Have you ever seen that girl from your lab serving the RPCC grilled chicken and wondered what it’s like to be on the other side? Working in the dining halls comes with perks like a high starting salary, constantly getting to meet new people, and gaining work experience or future recommendations. It’s also hard work. A dining job was my first on campus job freshman year and as soon as I clocked into work, I found myself counting down until my five hours were done. If you’ve never worked in a dining hall, here’s what happens on a typical dinner shift.
14.25: The Countdown begins
When you walk in, the Chef greets you with a list of all the things that need to get done. And you haven’t even changed into your uniform yet. With a sigh, you grab a uniform in your size from the office, clock in, and head to sanctuary: the changing rooms. They’re the perfect place to hype yourself up until 4:30 (the official start time of your shift). It’s also the perfect place to send that text to your friends: “Come visit me at work tonight!”
2Tick, tock– has time stopped?
People start to trickle in, so you start running around: wiping down counters, refilling stations, and being asked interesting questions. No, the drink station orange juice isn’t freshly squeezed. Yes, you are only allowed to take one piece of fruit out of the dining hall. This is the longest hour, especially if you are serving the meats–you get bored having to repeat that, yes it’s only two pieces per person, but you can come back for more later. You entertain yourself by guessing what each person that visits your station will get. After two shifts, you’re already an expert. You look at your watch but only three minutes have passed.

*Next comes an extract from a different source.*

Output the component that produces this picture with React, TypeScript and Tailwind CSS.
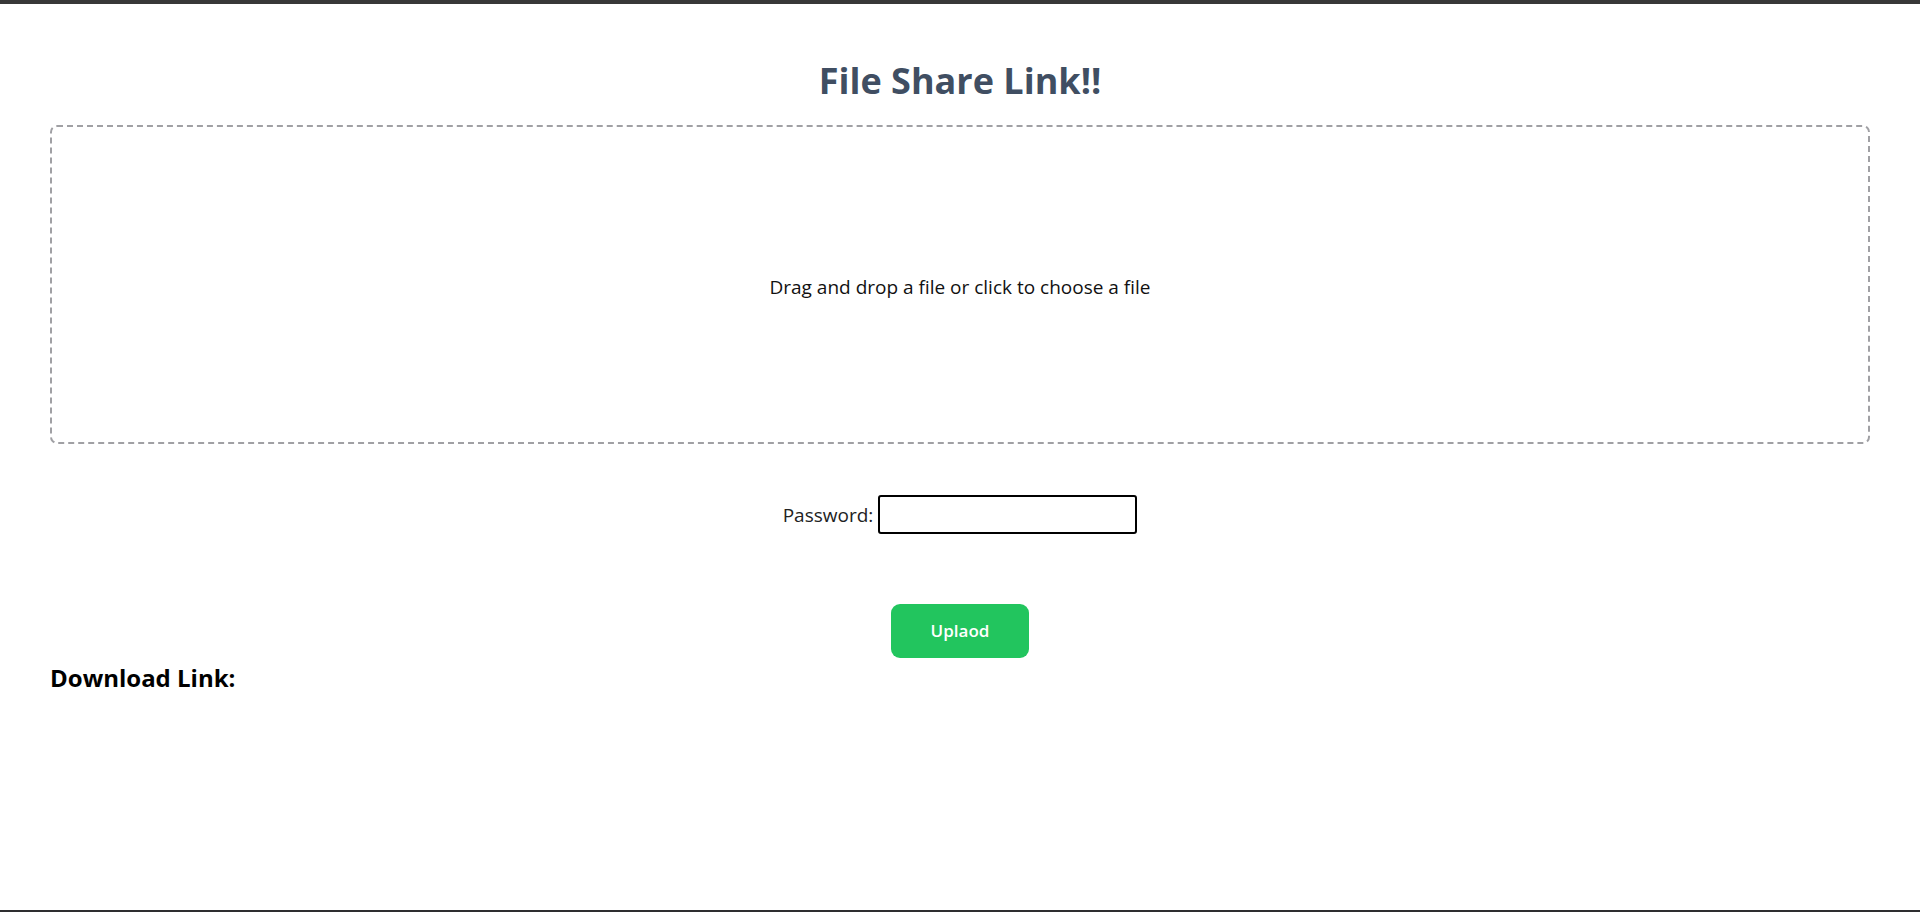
import { useState } from "react";

const App = () => {
    const [password, setPassword] = useState("");

    return (
        <div className="h-[912px] flex flex-col bg-white font-['Open_Sans',sans-serif] overflow-hidden">
            <div className="h-[4px] bg-[#383838]" />
            <main className="flex-1 px-[50px]">
                <h1 className="mt-[54px] text-center text-[36px] leading-[46px] font-bold text-[#404e62]">File Share Link!!</h1>
                <div className="mt-[21px] h-[319px] border-2 border-dashed border-[#a0a0a4] rounded-[7px] flex items-center justify-center cursor-pointer">
                    <p className="pt-[5px] text-[19px] text-[#111]">Drag and drop a file or click to choose a file</p>
                </div>
                <div className="mt-[51px] flex items-center justify-center gap-[5px]">
                    <label className="pt-[2px] text-[19px] text-[#222]">Password:</label>
                    <input
                        type="password"
                        value={password}
                        onChange={(e) => setPassword(e.target.value)}
                        className="w-[259px] h-[39px] border-2 border-black rounded-[3px] px-2 outline-none"
                    />
                </div>
                <div className="mt-[70px] flex justify-center">
                    <button className="w-[138px] h-[54px] bg-[#22c55e] text-white text-[17px] font-semibold rounded-[9px]">Uplaod</button>
                </div>
                <h3 className="mt-[4px] text-[24px] leading-[32px] font-bold text-black">Download Link:</h3>
            </main>
            <div className="h-[2px] bg-[#2e2e30]" />
        </div>
    )
}

export default App;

3The Existential Crisis Kicks In
You start thinking about all the homework (or Netflix) you could be catching up on or, if your shift is on Friday night, all the Collegetown shenanigans you might be missing. You ask yourself, “why am I even working?” but you snap out of it when you notice that there are no more cookies on the dessert platter. You scurry to get some more, carefully avoiding the side eye that hungry patrons and your supervisor are giving you.
4The Long Awaited Break
By the time break comes along, your stomach feels like a vortex that could suck down any calorie in its path. You’re thankful you get to save a meal swipe because your shift comes with free food. You speed race around the stations, balancing five plates of food at once–all for you. You wolf it down and don’t care about being graceful–you only have fifteen minutes to eat, check your phone, and use the restroom.
When everyone leaves, it’s time to clean up the mess. If you clean the counters and compost everything quickly, you get to go home sooner–so you go fast. You cross your fingers that the dish room isn’t short staffed because if it is, your student manager is probably going to pick you to go in there. When everything is sparkly, clean, and sanitized, your student manager calls it a night and you can clock out. You’re excited to get some sleep and dream about payday. You take a bow, head out, and in that moment you almost forget that you have another shift coming up in just two days.